UMD prof helps her homeland

A young girl helps her mother with her literacy homework.
A child helps her mother with her literacy homework.

Photo courtesy of the Turkish Mother-Child Education Foundation.

By Pauline Oo

From M, Winter 2007

If you're reading this, chances are you can also understand numbers and spell. Lucky you. With these basic skills, you can hop on a bus and arrive at the correct destination, pay your electric bill, and read the ingredient labels on the food you buy.

Literacy empowers.

In Turkey, the male literacy rate is 95.7 percent and females lag behind at 81.1 percent. But the women in Turkey are becoming more literate and self-sufficient, thanks in part to the efforts of Aydin Durgunoglu. The University of Minnesota, Duluth, psychology professor helped develop and improve a literacy program for the Turkish Mother-Child Education Foundation. The foundation recently won one of two UNESCO King Sejong Literacy Prizes, not only for contributing to literacy but also for increasing women's self-confidence, independence, and participation in decision-making processes.

"We target women with very low levels of literacy or who have not gone to school," says Durgunoglu, speaking of the Functional Adult Literacy Program she helped create in 1995, "not because they have cognitive problems, but because their fathers didn't let them go to school or they were too poor or they lived too far from a school.
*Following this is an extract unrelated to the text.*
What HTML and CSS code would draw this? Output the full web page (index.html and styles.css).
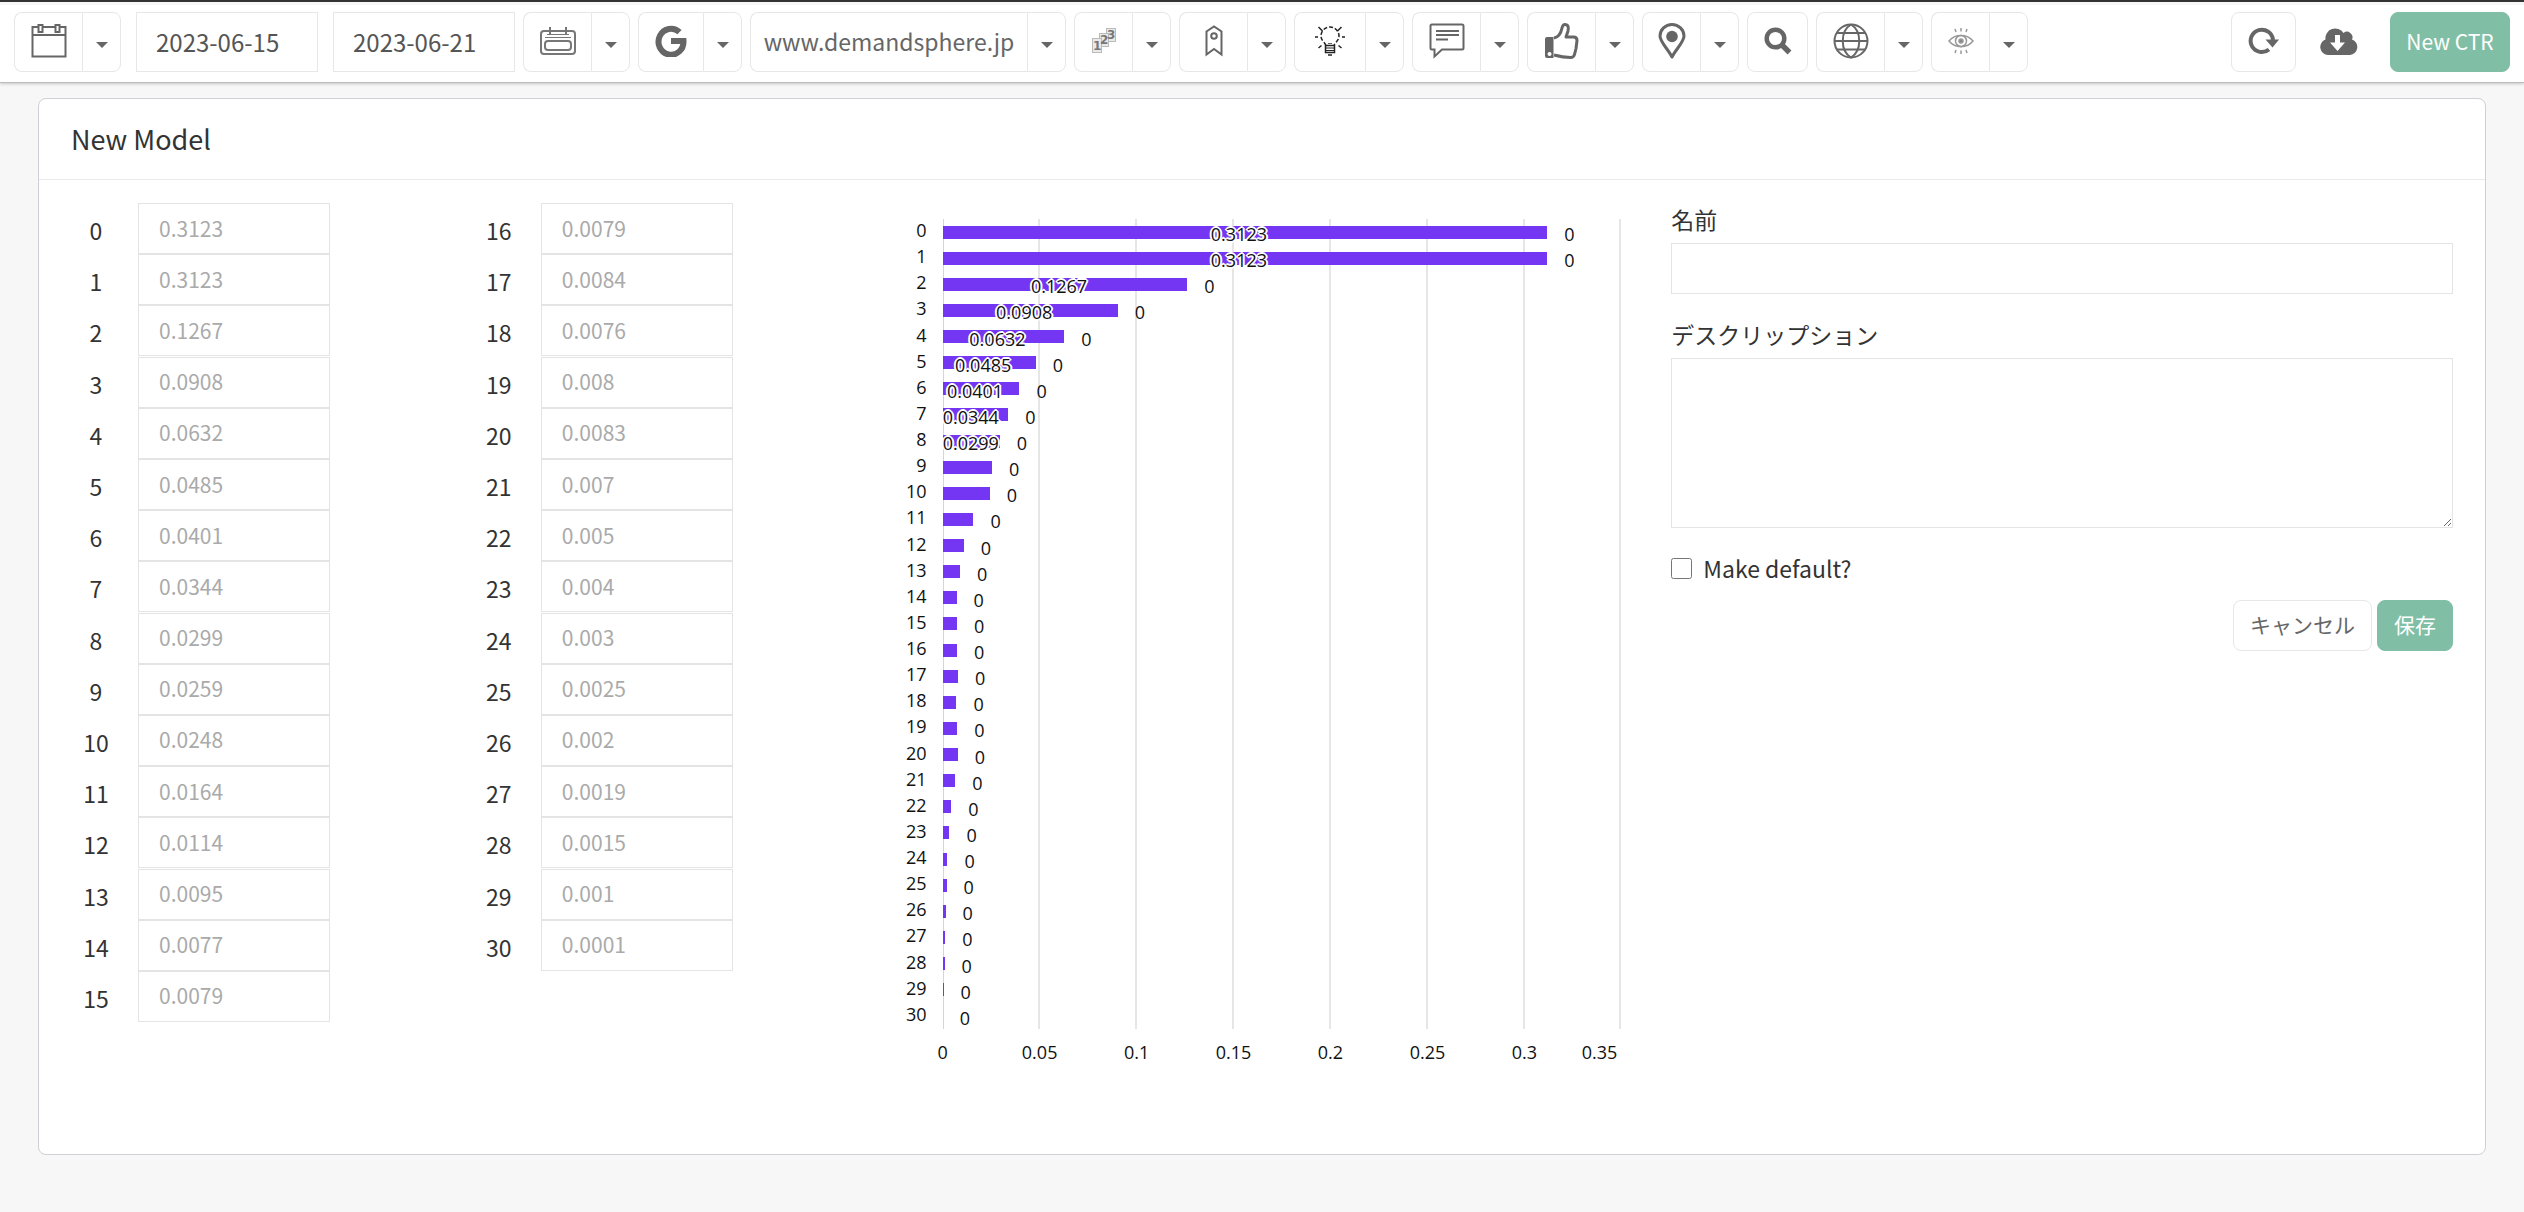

In the rural areas, having no or low literacy is okay; they can survive. But when they [move] to the big city--where they have to take a bus or go to a hospital--that's when they run into difficulties."

In Turkey, the male literacy rate is 95.7 percent, and females lag behind at 81.1 percent.

In the program's courses, trained volunteers teach literacy skills, such as reading and listening comprehension, spelling, and recognizing numerals, and "they make it very relevant for everyday life," says Durgunoglu, who specializes in adult and child literacy development and bilingual cognition. In addition to using the three textbooks she helped write, the volunteers use reading material related to citizen rights, consumer rights, and reproductive health with their 35- to 70-year-old students.

"Although we have reached approximately 65,000 women in about 20 provinces across Turkey, this is still a drop in the bucket," says Durgunoglu, considering that her homeland has 81 provinces and more than 7 million adults--mostly women--who are illiterate.

This past summer, Durgunoglu, who has lived in Duluth the last 13 years, returned to Turkey to oversee the adaptation of the literacy program so it could be broadcast on national television.

"We were trying to make it entertaining but still have a lot of content related to teaching literacy and women's empowerment," she says. Early evaluations indicate that the TV program is making a difference. Durgunoglu will continue her work to improve the lives of Turkish women.